Given exercise: Copy the data below exactly, omitting any picture it contains.

Collected material:
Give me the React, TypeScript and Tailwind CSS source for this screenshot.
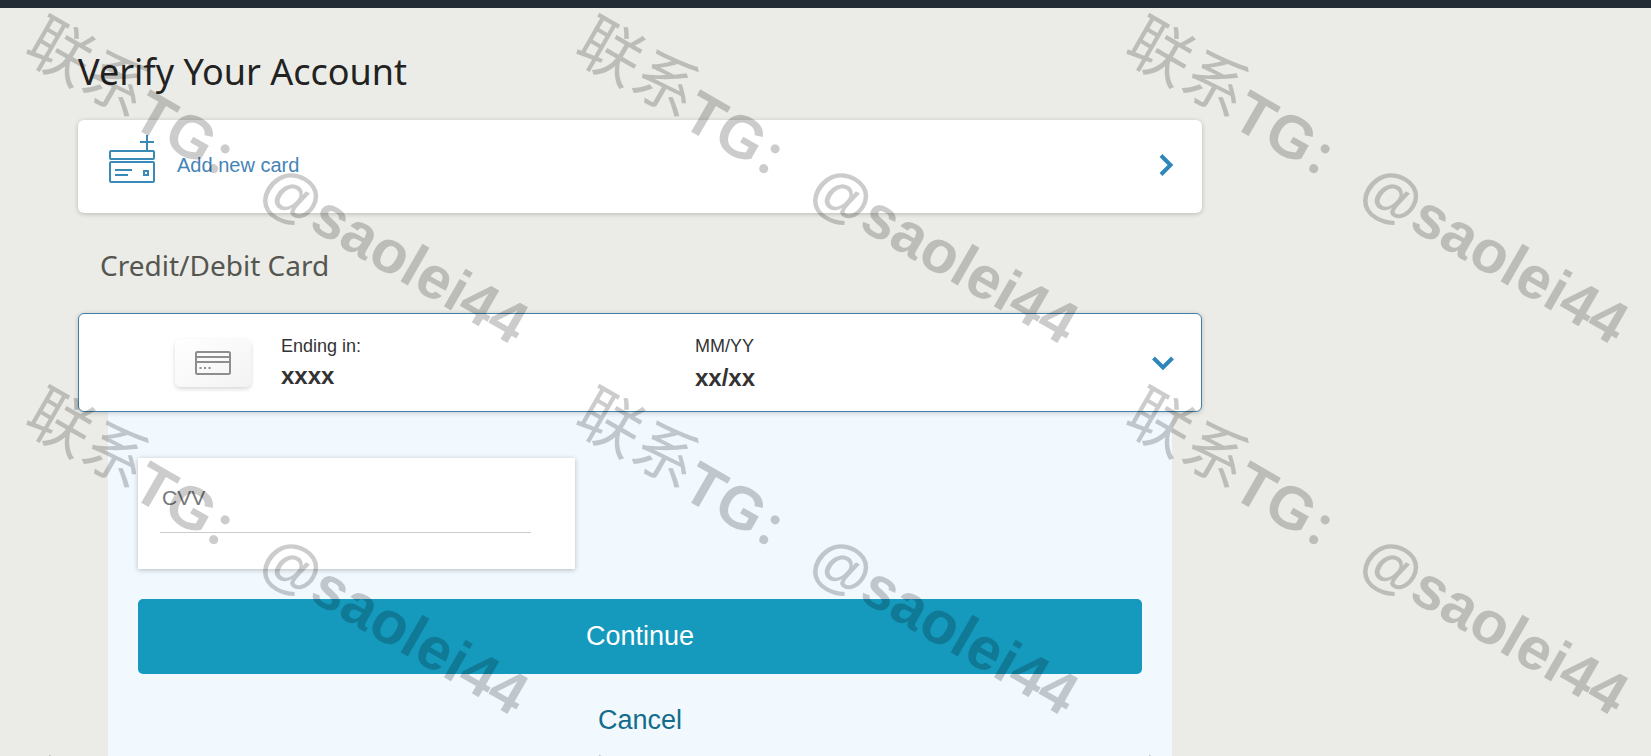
import { clsx } from "clsx";
import React from "react";

const Watermark = () => {
  return (
    <div
      aria-hidden="true"
      className="pointer-events-none absolute inset-0 overflow-hidden select-none"
    >
      <div className="grid grid-cols-[repeat(3,550px)] auto-rows-[371px]">
        {Array.from({ length: 9 }).map((_, i) => (
          <div key={i} className="flex items-center justify-center">
            <span className="flex rotate-30 items-center whitespace-nowrap text-[60px] leading-none font-bold text-black/20 font-['Liberation_Sans','Noto_Sans_CJK_SC',sans-serif]">
              <span className="pb-4 text-[64px] leading-none font-normal">联系</span>
              <span>
                TG<span className="mr-4 text-[48px]">：</span>@saolei44
              </span>
            </span>
          </div>
        ))}
      </div>
    </div>
  );
};

const AddCardIcon = () => (
  <svg width="46" height="50" viewBox="0 0 46 50" fill="none" stroke="#3a8ab8" strokeWidth="2">
    <path d="M38 1v15M31 8h14" />
    <rect x="1" y="17" width="44" height="8" rx="1" />
    <rect x="1" y="28" width="44" height="20" rx="1" />
    <path d="M6 36h17M6 41h13" />
    <rect x="35" y="37" width="4" height="4" />
  </svg>
);

const CardIcon = () => (
  <svg width="36" height="24" viewBox="0 0 36 24" fill="none" stroke="#8e8e8e">
    <rect x="1" y="1" width="34" height="22" rx="1.5" strokeWidth="2" />
    <path d="M1 6h34M1 11h34" strokeWidth="2" />
    <path d="M4.5 17h2M9 17h2M13.5 17h2" strokeWidth="2" />
  </svg>
);

const Chevron = ({ down }: { down?: boolean }) => (
  <svg
    width="24"
    height="24"
    viewBox="0 0 24 24"
    fill="none"
    stroke="#2e86bb"
    strokeWidth="4"
    className={clsx("shrink-0", down && "rotate-90")}
  >
    <path d="M7 2.5l9.5 9.5L7 21.5" />
  </svg>
);

const App = () => {
  return (
    <div className="relative flex h-screen flex-col overflow-hidden bg-[#ebece7] font-['Liberation_Sans',Arial,sans-serif]">
      <header className="h-2 shrink-0 bg-[#232b35]" />
      <main className="ml-[78px] flex w-full max-w-[1124px] flex-1 flex-col">
        <h1 className="mt-10 text-[36px] leading-12 text-[#222] font-['Noto_Sans',sans-serif]">
          Verify Your Account
        </h1>

        <a
          href="#"
          className="mt-6 flex h-[93px] shrink-0 items-center rounded-md bg-white pr-6 pb-1 pl-[31px] shadow-[0_1px_5px_rgba(0,0,0,0.22)]"
        >
          <span className="pb-3">
            <AddCardIcon />
          </span>
          <span className="ml-[22px] flex-1 text-[20px] leading-6 text-[#4584b6]">
            Add new card
          </span>
          <Chevron />
        </a>

        <h2 className="mt-8 ml-[22px] text-[28px] leading-10 text-[#555650] font-['Noto_Sans',sans-serif]">
          Credit/Debit Card
        </h2>

        <section className="relative mt-7 flex h-[99px] shrink-0 items-center rounded-md border border-[#3f7fa8] bg-white pr-[26px] pl-24 shadow-[0_1px_5px_rgba(0,0,0,0.2)]">
          <div className="flex h-12 w-[76px] items-center justify-center rounded-md bg-linear-to-br from-white to-[#f3f3f3] shadow-[0_2px_4px_rgba(0,0,0,0.16)]">
            <CardIcon />
          </div>
          <dl className="ml-[30px] grid flex-1 grid-cols-2 pt-0.5 pr-[42px] text-[#333]">
            <div>
              <dt className="text-[18px] leading-7">Ending in:</dt>
              <dd className="text-[24px] leading-8 font-bold">xxxx</dd>
            </div>
            <div>
              <dt className="text-[18px] leading-7">MM/YY</dt>
              <dd className="text-[24px] leading-9 font-bold">xx/xx</dd>
            </div>
          </dl>
          <button type="button" aria-label="Collapse">
            <Chevron down />
          </button>
        </section>

        <form
          className="mx-[30px] flex flex-1 flex-col bg-[#f1f9ff] px-[30px] pt-[46px]"
          onSubmit={(e) => e.preventDefault()}
        >
          <div className="h-[111px] w-[437px] bg-white pt-[6px] pl-[22px] shadow-[0_1px_5px_rgba(0,0,0,0.25)]">
            <input
              type="text"
              aria-label="CVV"
              placeholder="CVV"
              className="h-[69px] w-[371px] border-b border-[#ccc] px-[2px] text-[21px] outline-none placeholder:text-[#777]"
            />
          </div>
          <button
            type="submit"
            className="mt-[30px] h-[75px] w-full rounded-[5px] bg-[#1599bc] text-[27px] text-white"
          >
            Continue
          </button>
          <button type="button" className="mt-6 h-[44px] w-full text-[27px] text-[#146c8c]">
            Cancel
          </button>
        </form>
      </main>
      <Watermark />
    </div>
  );
};

export default App;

Problem solution:
Give me the React, TypeScript and Tailwind CSS source for this screenshot.
import { clsx } from "clsx";
import React from "react";

const Watermark = () => {
  return (
    <div
      aria-hidden="true"
      className="pointer-events-none absolute inset-0 overflow-hidden select-none"
    >
      <div className="grid grid-cols-[repeat(3,550px)] auto-rows-[371px]">
        {Array.from({ length: 9 }).map((_, i) => (
          <div key={i} className="flex items-center justify-center">
            <span className="flex rotate-30 items-center whitespace-nowrap text-[60px] leading-none font-bold text-black/20 font-['Liberation_Sans','Noto_Sans_CJK_SC',sans-serif]">
              <span className="pb-4 text-[64px] leading-none font-normal">联系</span>
              <span>
                TG<span className="mr-4 text-[48px]">：</span>@saolei44
              </span>
            </span>
          </div>
        ))}
      </div>
    </div>
  );
};

const AddCardIcon = () => (
  <svg width="46" height="50" viewBox="0 0 46 50" fill="none" stroke="#3a8ab8" strokeWidth="2">
    <path d="M38 1v15M31 8h14" />
    <rect x="1" y="17" width="44" height="8" rx="1" />
    <rect x="1" y="28" width="44" height="20" rx="1" />
    <path d="M6 36h17M6 41h13" />
    <rect x="35" y="37" width="4" height="4" />
  </svg>
);

const CardIcon = () => (
  <svg width="36" height="24" viewBox="0 0 36 24" fill="none" stroke="#8e8e8e">
    <rect x="1" y="1" width="34" height="22" rx="1.5" strokeWidth="2" />
    <path d="M1 6h34M1 11h34" strokeWidth="2" />
    <path d="M4.5 17h2M9 17h2M13.5 17h2" strokeWidth="2" />
  </svg>
);

const Chevron = ({ down }: { down?: boolean }) => (
  <svg
    width="24"
    height="24"
    viewBox="0 0 24 24"
    fill="none"
    stroke="#2e86bb"
    strokeWidth="4"
    className={clsx("shrink-0", down && "rotate-90")}
  >
    <path d="M7 2.5l9.5 9.5L7 21.5" />
  </svg>
);

const App = () => {
  return (
    <div className="relative flex h-screen flex-col overflow-hidden bg-[#ebece7] font-['Liberation_Sans',Arial,sans-serif]">
      <header className="h-2 shrink-0 bg-[#232b35]" />
      <main className="ml-[78px] flex w-full max-w-[1124px] flex-1 flex-col">
        <h1 className="mt-10 text-[36px] leading-12 text-[#222] font-['Noto_Sans',sans-serif]">
          Verify Your Account
        </h1>

        <a
          href="#"
          className="mt-6 flex h-[93px] shrink-0 items-center rounded-md bg-white pr-6 pb-1 pl-[31px] shadow-[0_1px_5px_rgba(0,0,0,0.22)]"
        >
          <span className="pb-3">
            <AddCardIcon />
          </span>
          <span className="ml-[22px] flex-1 text-[20px] leading-6 text-[#4584b6]">
            Add new card
          </span>
          <Chevron />
        </a>

        <h2 className="mt-8 ml-[22px] text-[28px] leading-10 text-[#555650] font-['Noto_Sans',sans-serif]">
          Credit/Debit Card
        </h2>

        <section className="relative mt-7 flex h-[99px] shrink-0 items-center rounded-md border border-[#3f7fa8] bg-white pr-[26px] pl-24 shadow-[0_1px_5px_rgba(0,0,0,0.2)]">
          <div className="flex h-12 w-[76px] items-center justify-center rounded-md bg-linear-to-br from-white to-[#f3f3f3] shadow-[0_2px_4px_rgba(0,0,0,0.16)]">
            <CardIcon />
          </div>
          <dl className="ml-[30px] grid flex-1 grid-cols-2 pt-0.5 pr-[42px] text-[#333]">
            <div>
              <dt className="text-[18px] leading-7">Ending in:</dt>
              <dd className="text-[24px] leading-8 font-bold">xxxx</dd>
            </div>
            <div>
              <dt className="text-[18px] leading-7">MM/YY</dt>
              <dd className="text-[24px] leading-9 font-bold">xx/xx</dd>
            </div>
          </dl>
          <button type="button" aria-label="Collapse">
            <Chevron down />
          </button>
        </section>

        <form
          className="mx-[30px] flex flex-1 flex-col bg-[#f1f9ff] px-[30px] pt-[46px]"
          onSubmit={(e) => e.preventDefault()}
        >
          <div className="h-[111px] w-[437px] bg-white pt-[6px] pl-[22px] shadow-[0_1px_5px_rgba(0,0,0,0.25)]">
            <input
              type="text"
              aria-label="CVV"
              placeholder="CVV"
              className="h-[69px] w-[371px] border-b border-[#ccc] px-[2px] text-[21px] outline-none placeholder:text-[#777]"
            />
          </div>
          <button
            type="submit"
            className="mt-[30px] h-[75px] w-full rounded-[5px] bg-[#1599bc] text-[27px] text-white"
          >
            Continue
          </button>
          <button type="button" className="mt-6 h-[44px] w-full text-[27px] text-[#146c8c]">
            Cancel
          </button>
        </form>
      </main>
      <Watermark />
    </div>
  );
};

export default App;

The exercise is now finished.